2006-04-11 22:55:22 | 言葉と文字

 ピクトグラムは見て直感的に理解できるので、言葉の違いを乗り越えて理解しあえるとされています。
 視覚的なコミュニケーションの手段として、期待されているのですが、言語に代わることが出来るというわけではありません。
 音声言語を使わなくても見れば意味がパッと分かるので、言葉の通じない人間同士でも意思を伝えることが出来るというのですが、本当にそうなのでしょうか。
 上の図は日本の安全標識の例で、下はECの安全標識の例です。
 ECの場合は丸に斜めの線は禁止を表していますが、これは否定を表すNをデザインしたものだそうで、斜めの線が左上から右下に向かっているのはNのためです。
 日本ではNで禁止を表現するという感覚がなかったので、右上から左下へ切る感覚で否定を表現しています。
 つまり、直観に訴えるといっても共通の文化的な基礎がないと意味が通じるとは限らないのです。
 
 立ち入り禁止のサインの人の形でも日欧共に男子になっていますが、人間を男性で代表させるのはヨーロッパの習慣で、本来日本のものではありません。
 英語などでは人間をmanと男で代表させる表現になりますが、日本語では人は男という形で表現はしないのです。
 ヨーロッパでは人を視覚的に表現すれば男になりますが、日本ではそういう感覚ではなので、男性のマークに禁止のマークを重ねれば、男性の出入り禁止の意味になりかねません。

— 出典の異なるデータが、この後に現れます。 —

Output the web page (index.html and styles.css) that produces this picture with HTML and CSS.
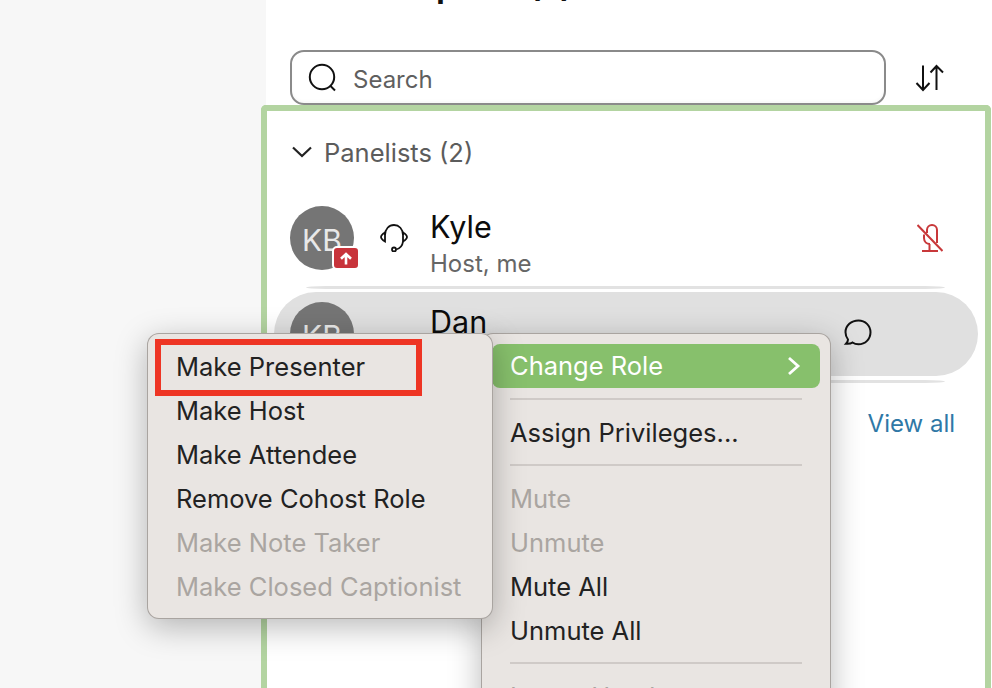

 禁煙にしても、シガレットがタバコを代表するのは、現代の欧米中心の風俗で、いつの時代でも、どの文化でも共通というわけではありません。
 注意記号についてはECの場合は三角が注意を表し、「!」は強調を示してい手、特に危険という意味はありません。
 日本の「!」が危険となっているのは、ECの三角に意味を見ないで、単なるフレームと思って、「!」が意味の本体と思ってしまったからかもしれません。
 要するに、直観的な理解は必ずしも共通の理解にはなっていないのです。
 絵だから言葉の説明抜きで理解しあえると思い込んでしまうと、誤解があるということに気づかなくなってしまうのです。

 言葉が分からなくても理解できるということであれば、チンパンジーでも説明抜きで理解できてもよさそうなものですが、そうした例は聞きません。
 チンパンジーに言葉を教える場合に、絵文字のようなものを使いますが、チンパンジーはどんな絵文字にせよ、見たら直ちに意味を理解するということはありません。
 少しの単語でも大変な忍耐を持って(人もチンパンジーも)長い時間をかけて繰り返し訓練してやっと覚えているのです。

 現在開発されているピクトグラムはほとんどが、現代の欧米の産業社会の文化を基礎としたもので、直観的に理解できるというのは、欧米風の生活に慣れ親しんでいる人の場合なのです。
 ピクトグラムを普及させて、言葉の壁を乗り越えて世界中のコミュニケーションを可能にしようというのは、理想的に聞こえますが、英語を共通語にしようという主張に似て、いわゆるグローバリゼーション推進の後押しになりかねません。
 ピクトグラムでは言語のような複雑な情報伝達は出来ないので、限られた範囲のコミュニケーション手段だと割り切ればよいのですが、それでも欧米風に偏りすぎるということには注意するべきです。